EL PAÍS 25/11/16
EDITORIAL
· Europa no debe llevar las relaciones con Ankara a una ruptura irreversible
Desde el fallido golpe de Estado del pasado mes de julio, el Gobierno de Erdogan, aprovechando la proclamación del estado de emergencia, se ha embarcado en una ola de represión cuyas proporciones han generado una enorme preocupación. En concreto, además de las 40.000 personas que han sido detenidas, 31.000 de las cuales siguen encarceladas, se ha suspendido de sus funciones o despedido a 129.000 empleados públicos, incluyendo a 2.386 jueces y fiscales.
Es obvio que dichas medidas represivas no se dirigen solo contra aquellos directamente involucrados en el golpe, sino contra numerosos colectivos, periodistas entre ellos, pero también diputados de la oposición, por completo ajenos a la fallida asonada y cuyo único delito es querer ejercer el papel de oposición democrática a un presidente en evidente deriva autoritaria.
Hace por tanto bien el Parlamento Europeo en pronunciarse con toda firmeza contra estas prácticas represivas, que sin duda representan una clara violación no solo de los derechos y libertades establecidos en la propia Constitución turca sino de los convenios europeos sobre derechos humanos de los que Turquía es parte, así como de los tratados firmados entre ella y la Unión Europea.

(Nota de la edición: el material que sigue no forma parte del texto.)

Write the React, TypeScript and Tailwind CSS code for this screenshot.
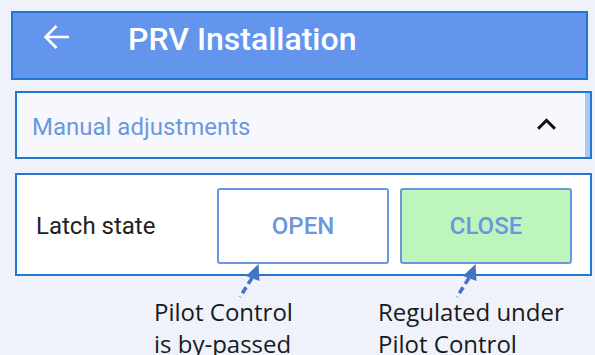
import React from "react";

export default function App() {
  return (
    <div
      className="relative w-[595px] h-[355px] overflow-hidden bg-[#eff2fa] pt-[11px]"
      style={{ fontFamily: "Roboto, 'Liberation Sans', sans-serif" }}
    >
      {/* Header */}
      <div className="ml-[11px] w-[577px] h-[69px] bg-[#6495ed] border-2 border-[#1f78d1] flex items-start pt-[8px] pl-[30px]">
        <svg width="26" height="24" viewBox="0 0 26 24" className="mt-[4px] shrink-0">
          <path d="M26 12H2.5M13.5 1L2.5 12L13.5 23" fill="none" stroke="#ffffff" strokeWidth="2.6" />
        </svg>
        <div className="ml-[59px] text-[32px] leading-[37px] font-medium text-white">PRV Installation</div>
      </div>

      {/* Manual adjustments */}
      <div className="mt-[11px] ml-[15px] w-[577px] h-[68px] bg-[#f7f8fd] border-2 border-[#1f78d1] flex items-center pl-[15px]">
        <div className="pt-[4px] text-[24px] leading-[28px] text-[#6a98e0]">Manual adjustments</div>
        <div className="flex-1" />
        <svg width="19" height="12" viewBox="6 8 12 7.41" className="mb-[3px] shrink-0">
          <path d="M12 8l-6 6 1.41 1.41L12 10.83l4.59 4.58L18 14z" fill="#111111" />
        </svg>
        <div className="ml-[29px] w-[5px] h-full bg-[#aec6f0]" />
      </div>

      {/* Latch state */}
      <div className="mt-[14px] ml-[15px] w-[577px] h-[103px] bg-white border-2 border-[#1f78d1] flex items-center pl-[19px] pr-[18px] pt-[3px]">
        <div className="text-[24px] leading-[28px] text-[#222222]">Latch state</div>
        <div className="flex-1" />
        <div className="flex gap-[11px]">
          <div className="w-[172px] h-[76px] border-2 border-[#6b97de] rounded-[3px] bg-white flex items-center justify-center text-[24px] font-medium text-[#6b97de]">
            OPEN
          </div>
          <div className="w-[172px] h-[76px] border-2 border-[#6b97de] rounded-[3px] bg-[#bdf5bd] flex items-center justify-center text-[24px] font-medium text-[#6b97de]">
            CLOSE
          </div>
        </div>
      </div>

      {/* Annotations */}
      <div
        className="mt-[20px] flex text-[24px] leading-[32px] text-[#1a1a1a]"
        style={{ fontFamily: "'Open Sans', 'Noto Sans', sans-serif" }}
      >
        <div className="ml-[154px] w-[224px]">
          <div>Pilot Control</div>
          <div>is by-passed</div>
        </div>
        <div>
          <div>Regulated under</div>
          <div>Pilot Control</div>
        </div>
      </div>

      <svg className="absolute left-0 top-0 pointer-events-none" width="595" height="355" viewBox="0 0 595 355">
        <polygon points="258.5,264 246,276 259.5,281" fill="#4472c4" />
        <line x1="252" y1="278" x2="240" y2="297" stroke="#4472c4" strokeWidth="3.5" strokeDasharray="7 4" />
        <polygon points="475.5,264 463,276 476.5,281" fill="#4472c4" />
        <line x1="469" y1="278" x2="457" y2="297" stroke="#4472c4" strokeWidth="3.5" strokeDasharray="7 4" />
      </svg>
    </div>
  );
}
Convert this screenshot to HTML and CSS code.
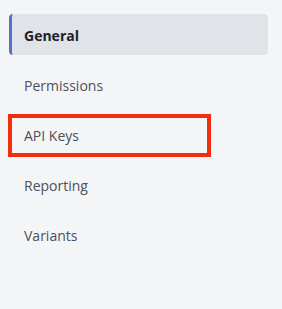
FILE: index.html
```html
<!DOCTYPE html>
<html lang="en">
  <head>
    <meta charset="UTF-8" />
    <meta name="viewport" content="width=device-width, initial-scale=1.0" />
    <title>Settings</title>
    <link rel="stylesheet" href="styles.css">
  </head>
  <body>
    <nav class="side-nav">
      <a href="#" class="nav-item active">General</a>
      <a href="#" class="nav-item">Permissions</a>
      <a href="#" class="nav-item highlighted">API Keys</a>
      <a href="#" class="nav-item">Reporting</a>
      <a href="#" class="nav-item">Variants</a>
    </nav>
  </body>
</html>
```

FILE: styles.css
```css
body {
  margin: 0;
  background: #f4f5f7;
  font-family: "Open Sans", "Noto Sans", sans-serif;
}

.side-nav {
  display: flex;
  flex-direction: column;
  gap: 9px;
  padding: 14px 14px 0 9px;
}

.nav-item {
  position: relative;
  display: flex;
  align-items: center;
  box-sizing: border-box;
  height: 41px;
  padding: 2px 0 0 15px;
  border-radius: 4px;
  color: #4b505b;
  font-size: 14px;
  text-decoration: none;
}

.nav-item.active {
  padding-left: 12px;
  border-left: 3px solid #5b6fc4;
  background: #e0e3e8;
  color: #1e2228;
  font-weight: 700;
}

.highlighted::after {
  content: "";
  position: absolute;
  left: -1px;
  top: 0;
  width: 195px;
  height: 35px;
  border: 4px solid #f42d0c;
}
```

Pero tan evidente como que la Turquía de Erdogan en modo alguno cumple los criterios para ser miembro de la UE (de ahí que la suspensión de las negociaciones de adhesión con la UE sea solo simbólica) es el hecho de que los Gobiernos europeos necesitan mantener abierta y en pleno funcionamiento una vía de diálogo con Ankara en dos aspectos esenciales: la cooperación policial y judicial contra el terrorismo yihadista y la colaboración en la gestión de los flujos de inmigración, refugio y asilo; en los dos asuntos Turquía es un país de tránsito, y por tanto clave. Europa hace bien en mostrar firmeza, pero no debe llevar las relaciones con Turquía a un punto de ruptura irreversible.